[Start]

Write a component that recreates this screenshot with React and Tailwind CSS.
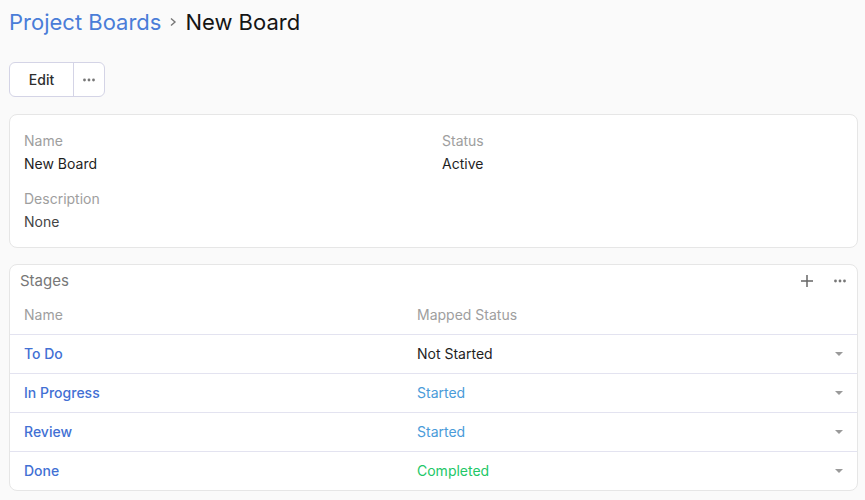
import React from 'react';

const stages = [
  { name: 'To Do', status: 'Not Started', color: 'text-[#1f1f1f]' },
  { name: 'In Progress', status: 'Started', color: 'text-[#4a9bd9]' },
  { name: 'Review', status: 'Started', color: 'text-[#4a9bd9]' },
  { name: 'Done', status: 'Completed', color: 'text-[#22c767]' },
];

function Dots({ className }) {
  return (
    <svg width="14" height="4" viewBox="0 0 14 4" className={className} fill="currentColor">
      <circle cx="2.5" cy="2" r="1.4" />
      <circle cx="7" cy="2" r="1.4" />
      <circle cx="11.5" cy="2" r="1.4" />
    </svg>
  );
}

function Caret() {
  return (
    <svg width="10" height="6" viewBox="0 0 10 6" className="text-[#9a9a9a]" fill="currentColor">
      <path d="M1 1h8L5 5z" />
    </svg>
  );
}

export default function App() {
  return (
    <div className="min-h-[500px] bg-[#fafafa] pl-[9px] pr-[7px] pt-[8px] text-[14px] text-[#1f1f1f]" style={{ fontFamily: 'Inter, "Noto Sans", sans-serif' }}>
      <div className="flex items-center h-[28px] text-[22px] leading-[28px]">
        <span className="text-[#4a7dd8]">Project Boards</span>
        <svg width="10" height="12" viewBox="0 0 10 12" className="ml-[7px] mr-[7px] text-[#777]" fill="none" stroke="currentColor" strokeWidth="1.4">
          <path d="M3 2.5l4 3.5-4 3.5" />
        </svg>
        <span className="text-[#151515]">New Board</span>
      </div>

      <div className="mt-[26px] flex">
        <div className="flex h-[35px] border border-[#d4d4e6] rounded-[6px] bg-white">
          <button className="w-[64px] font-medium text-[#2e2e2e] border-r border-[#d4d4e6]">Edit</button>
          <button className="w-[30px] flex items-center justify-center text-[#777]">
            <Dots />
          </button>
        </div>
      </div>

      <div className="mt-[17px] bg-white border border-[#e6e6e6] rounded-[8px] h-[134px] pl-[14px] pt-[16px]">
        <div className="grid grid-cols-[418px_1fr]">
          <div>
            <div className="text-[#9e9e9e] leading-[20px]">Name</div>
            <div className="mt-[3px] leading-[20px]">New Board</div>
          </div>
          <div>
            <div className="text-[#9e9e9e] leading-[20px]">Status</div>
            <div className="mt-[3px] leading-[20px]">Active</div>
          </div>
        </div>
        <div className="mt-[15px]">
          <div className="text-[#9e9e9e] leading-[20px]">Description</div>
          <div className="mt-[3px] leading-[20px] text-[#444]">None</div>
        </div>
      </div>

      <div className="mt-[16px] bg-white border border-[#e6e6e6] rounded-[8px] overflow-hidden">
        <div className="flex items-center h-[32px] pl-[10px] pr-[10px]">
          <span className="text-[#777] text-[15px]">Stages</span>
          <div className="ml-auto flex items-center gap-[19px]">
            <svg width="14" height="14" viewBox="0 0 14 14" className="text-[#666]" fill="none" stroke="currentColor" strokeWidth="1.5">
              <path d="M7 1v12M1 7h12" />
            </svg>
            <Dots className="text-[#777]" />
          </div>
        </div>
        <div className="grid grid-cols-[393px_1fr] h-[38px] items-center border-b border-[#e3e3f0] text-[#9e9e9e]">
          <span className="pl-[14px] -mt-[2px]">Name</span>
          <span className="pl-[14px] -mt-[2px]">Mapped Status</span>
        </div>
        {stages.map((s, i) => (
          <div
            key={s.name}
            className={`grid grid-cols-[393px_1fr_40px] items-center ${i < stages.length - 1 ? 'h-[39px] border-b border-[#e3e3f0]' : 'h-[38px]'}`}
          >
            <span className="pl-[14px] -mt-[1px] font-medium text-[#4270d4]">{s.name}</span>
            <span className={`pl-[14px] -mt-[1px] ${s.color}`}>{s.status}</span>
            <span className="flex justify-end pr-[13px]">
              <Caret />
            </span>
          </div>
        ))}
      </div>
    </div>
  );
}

[End]

__What is expected__. Repeat the data in full and exactly. Omit pictures.

__Task response__.
Write a component that recreates this screenshot with React and Tailwind CSS.
import React from 'react';

const stages = [
  { name: 'To Do', status: 'Not Started', color: 'text-[#1f1f1f]' },
  { name: 'In Progress', status: 'Started', color: 'text-[#4a9bd9]' },
  { name: 'Review', status: 'Started', color: 'text-[#4a9bd9]' },
  { name: 'Done', status: 'Completed', color: 'text-[#22c767]' },
];

function Dots({ className }) {
  return (
    <svg width="14" height="4" viewBox="0 0 14 4" className={className} fill="currentColor">
      <circle cx="2.5" cy="2" r="1.4" />
      <circle cx="7" cy="2" r="1.4" />
      <circle cx="11.5" cy="2" r="1.4" />
    </svg>
  );
}

function Caret() {
  return (
    <svg width="10" height="6" viewBox="0 0 10 6" className="text-[#9a9a9a]" fill="currentColor">
      <path d="M1 1h8L5 5z" />
    </svg>
  );
}

export default function App() {
  return (
    <div className="min-h-[500px] bg-[#fafafa] pl-[9px] pr-[7px] pt-[8px] text-[14px] text-[#1f1f1f]" style={{ fontFamily: 'Inter, "Noto Sans", sans-serif' }}>
      <div className="flex items-center h-[28px] text-[22px] leading-[28px]">
        <span className="text-[#4a7dd8]">Project Boards</span>
        <svg width="10" height="12" viewBox="0 0 10 12" className="ml-[7px] mr-[7px] text-[#777]" fill="none" stroke="currentColor" strokeWidth="1.4">
          <path d="M3 2.5l4 3.5-4 3.5" />
        </svg>
        <span className="text-[#151515]">New Board</span>
      </div>

      <div className="mt-[26px] flex">
        <div className="flex h-[35px] border border-[#d4d4e6] rounded-[6px] bg-white">
          <button className="w-[64px] font-medium text-[#2e2e2e] border-r border-[#d4d4e6]">Edit</button>
          <button className="w-[30px] flex items-center justify-center text-[#777]">
            <Dots />
          </button>
        </div>
      </div>

      <div className="mt-[17px] bg-white border border-[#e6e6e6] rounded-[8px] h-[134px] pl-[14px] pt-[16px]">
        <div className="grid grid-cols-[418px_1fr]">
          <div>
            <div className="text-[#9e9e9e] leading-[20px]">Name</div>
            <div className="mt-[3px] leading-[20px]">New Board</div>
          </div>
          <div>
            <div className="text-[#9e9e9e] leading-[20px]">Status</div>
            <div className="mt-[3px] leading-[20px]">Active</div>
          </div>
        </div>
        <div className="mt-[15px]">
          <div className="text-[#9e9e9e] leading-[20px]">Description</div>
          <div className="mt-[3px] leading-[20px] text-[#444]">None</div>
        </div>
      </div>

      <div className="mt-[16px] bg-white border border-[#e6e6e6] rounded-[8px] overflow-hidden">
        <div className="flex items-center h-[32px] pl-[10px] pr-[10px]">
          <span className="text-[#777] text-[15px]">Stages</span>
          <div className="ml-auto flex items-center gap-[19px]">
            <svg width="14" height="14" viewBox="0 0 14 14" className="text-[#666]" fill="none" stroke="currentColor" strokeWidth="1.5">
              <path d="M7 1v12M1 7h12" />
            </svg>
            <Dots className="text-[#777]" />
          </div>
        </div>
        <div className="grid grid-cols-[393px_1fr] h-[38px] items-center border-b border-[#e3e3f0] text-[#9e9e9e]">
          <span className="pl-[14px] -mt-[2px]">Name</span>
          <span className="pl-[14px] -mt-[2px]">Mapped Status</span>
        </div>
        {stages.map((s, i) => (
          <div
            key={s.name}
            className={`grid grid-cols-[393px_1fr_40px] items-center ${i < stages.length - 1 ? 'h-[39px] border-b border-[#e3e3f0]' : 'h-[38px]'}`}
          >
            <span className="pl-[14px] -mt-[1px] font-medium text-[#4270d4]">{s.name}</span>
            <span className={`pl-[14px] -mt-[1px] ${s.color}`}>{s.status}</span>
            <span className="flex justify-end pr-[13px]">
              <Caret />
            </span>
          </div>
        ))}
      </div>
    </div>
  );
}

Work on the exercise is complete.